For Christmas my dad gave me one his Paul Kingyon double reed duck calls. Man that thing wails! Probably the easiest blowing call I've ever used.

Anyone know anything about these calls? I know he's from Burlington, Iowa and pretty well known, but thats about it.


----------



## Steve B. (Nov 22, 2004)

I've owned nothing but a Paul Kingyon call. You are correct, it can wail!! When you get good with it you will be amazed at how well you can switch tones, switch between sweet talkin' and hollarin' come backs with it.

I want to get one or two more and put them away. Also considering sending mine back to him for refurbishing. It's been the better part of 10 years without any maintenance other than proper care.


----------



## Duckman1 (Oct 14, 2004)

Do you know by chance where one would be able to purchase one of these calls? My calls just are'nt sounding right to me anymore and I have been looking for something different. This sounds like a high quality call.

Thanks!


----------



## Huntsman27 (Sep 29, 2004)

Dont get sticker shocked when you see them.
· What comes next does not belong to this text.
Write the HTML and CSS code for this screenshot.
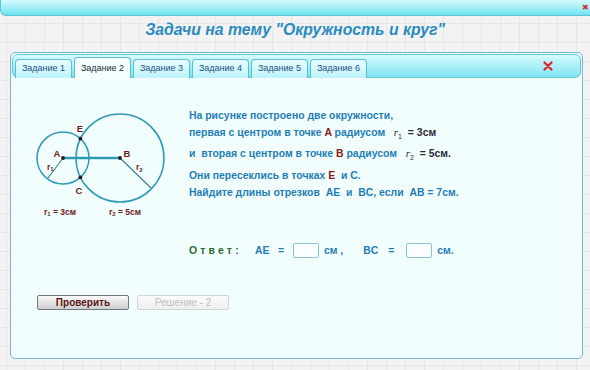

Rich


----------



## bigrackmack (Aug 10, 2004)

You will have a hard time finding them that's forsure,,,but if you do you will love it,, it is buy far the best duck call out there.I bought mine at the pt. mouillee waterfowl festival about 7 years ago and every year I try to buy another one down there but nobody sells them....My buddy did end up findind them somewhere another guy told them you could buy them,, So I picked up another one and put it in the gun safe.....I paid I think about 150.00 for it but well worth it...But I do know Paul was getting up there in age so that's why I wanted to get another one....Hope this helps you out...(p.s. his Goose calls are hard to blow)


----------



## hawkdog (Sep 3, 2004)

Here's a link:

http://www.precisionreloading.com/goosecalls.htm


----------



## Dead Bird (Oct 2, 2001)

I love mine but be careful with them... always remeber to take the read asm out once you are done they swell very easy and the barrel will crack... they are great calls... it is funny because the two calls I allways carry are a yietzen sure shot and kingyon... talk about to ends of the price spectrum...


----------